Fast forward to 2024, and the situation has changed drastically. The most recent PIPA survey found that 31% of investors who sold a property in the past year had sold at least one investment in Victoria, with nearly 22% of those sales occurring in Melbourne.

Why is Melbourne struggling?

According to Adviseable, there are several factors that have contributed to Melbourne’s declining property market.

One of the major reasons is the Victorian government’s announcement of a new land tax regime in May 2023.

The new tax, which took effect in January 2024, adds a flat-rate levy for property investors, alongside additional taxes on landholdings. The government expects this tax to affect around 860,000 investors, including 380,000 first-time taxpayers.

In addition to the land tax, recent rental reforms introduced by the Victorian government have also been perceived as anti-investment.

Investors make up about 28% of property owners in Victoria, so changes targeting this group are having a profound effect on the market. As a result, many investors feel pushed out, leading to a high number of properties being sold.

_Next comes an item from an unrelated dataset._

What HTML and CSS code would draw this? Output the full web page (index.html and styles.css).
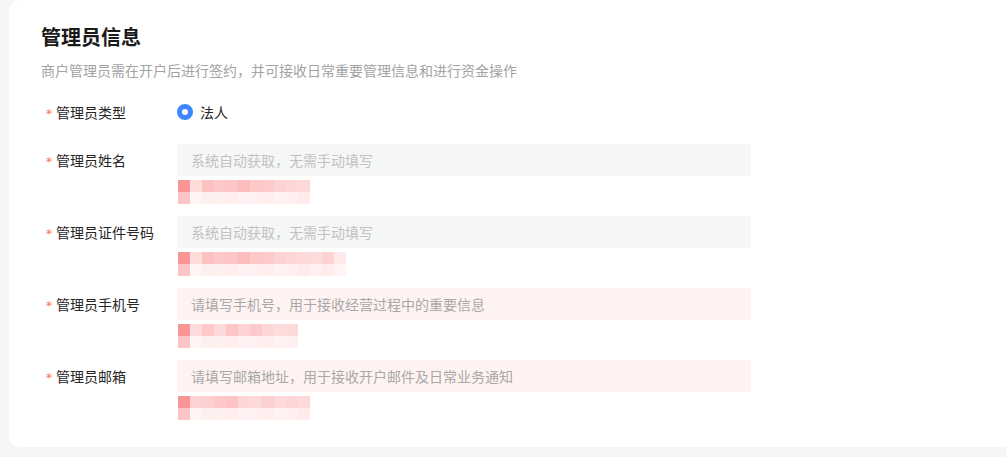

Melbourne’s price disparity

Interestingly, Melbourne’s median dwelling value has now become more affordable than cities like Brisbane, Perth, and Adelaide.

According to CoreLogic, Melbourne’s median property value fell by 1.4% over the past year, marking the worst performance of any capital city.

Meanwhile, Adelaide and Brisbane have posted double-digit price growth. However, while Melbourne may appear affordable, the ongoing impact of the land tax and other investor-targeted policies could continue to weigh down the market for years to come.

Looking for better opportunities

For investors looking to purchase property strategically, Melbourne might not be the best option despite its lower prices.

The decade-long land tax regime is expected to act as a drag on the market, meaning better investment opportunities could be found elsewhere.

Southeast Queensland, Adelaide, and even regional Victoria are offering more favourable investment-grade locations without the same tax burdens or market challenges.

Investors are now looking beyond Melbourne for properties with stronger growth potential, making strategic choices in more favorable regions, Adviseable said.